After each discussed their plans for the day, cabinet members split up into several groups to meet with educational leaders, check out infrastructure and telecommunications projects, visit April’s Maple café and sugarhouse on an 800-acre sugarbush, and to see town clerks, healthcare facilities and recreational opportunities.

General Manager Mike Worth of Ethan Allen Operations, Inc. — Orleans and Beecher Falls Divisions — shepherded the governor, Natural Resources Secretary Julie Moore, Economic Development Commander Joan Goldstein, and Parks & Recreation Commander Michael Snyder and Deputy Commander Sam Lincoln, plus county forester Matt Langlais, up to the 2nd-floor office suite in the sprawling furniture factory, now nearly devoid of employees.

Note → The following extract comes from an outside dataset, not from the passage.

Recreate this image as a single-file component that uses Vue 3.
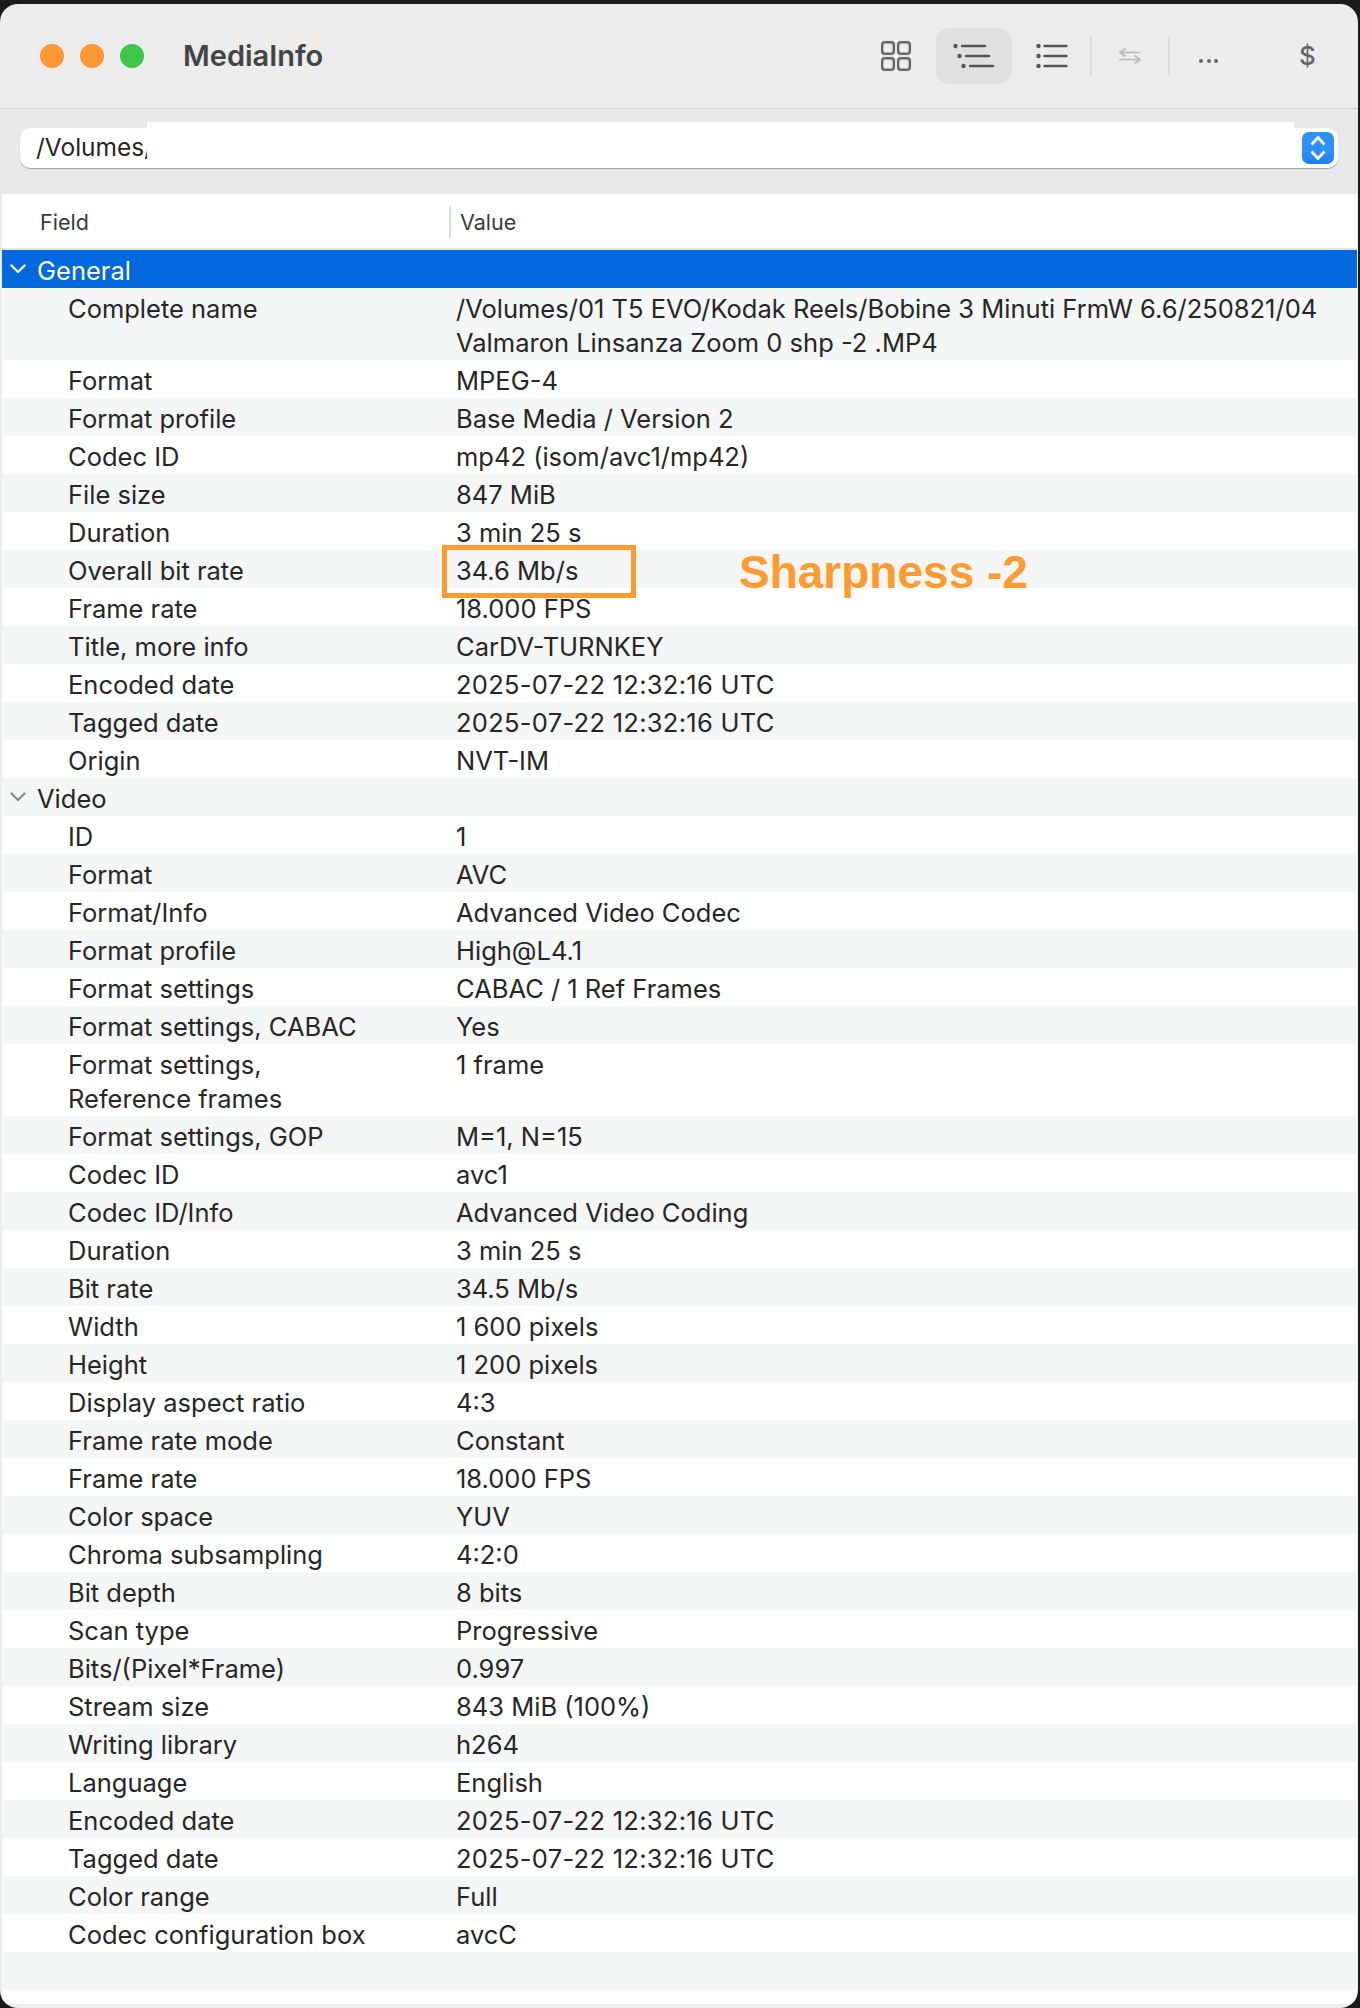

There, via Skype, Ethan Allen president Farooq Kathwari spoke to the Scott cohort from corporate headquarters in Danbury, CT. He apologized for not being in Vermont but explained that he was holding a top-level meeting that could result in developing new products that could impact Beecher Falls. Last year, jobs were shifted to Vermont from a North Carolina factory.

Kathwari said he’s pleased with Vermont’s top-notch qualities: natural resources, mountainous beauty, worker talent and craftsmanship plus a focus on environmental responsibility and work safety that has led to a pride in workmanship.

“We all need to put our heads together to come up with solutions,” Kathwari concluded.

Wood reported that between 101 and 103 employees are on payroll at Beecher Falls, that serves as a support plant to the Orleans factory 50 miles to the west where 287 employees work.

“Here we have an active log yard, a sawmill and 10 kilns in operation, and rough panels are made in the factory and then shipped to Orleans,” he explained. “This number could grow by nearly 20 employees this year. Since we have a strong workforce, our goal is to increase our machine capacity.”

The relatively low-grade logs — mostly soft maple, but also red oak and white birch — that are hauled to Beecher Falls are harvested in eight states, but these raw materials are mostly cut in Vermont and New Hampshire.

Administration members also visited the Canaan Career & Technical Center, met with the North Country Chamber of Commerce, and went to the Island Pond Welcome Center, Sweet Tree Holdings in Island Pond, the NEK Recreation Destination and met staff from the Northern Forest Canoe Center and Silvio O. Conte National Fish and Wildlife Refuge.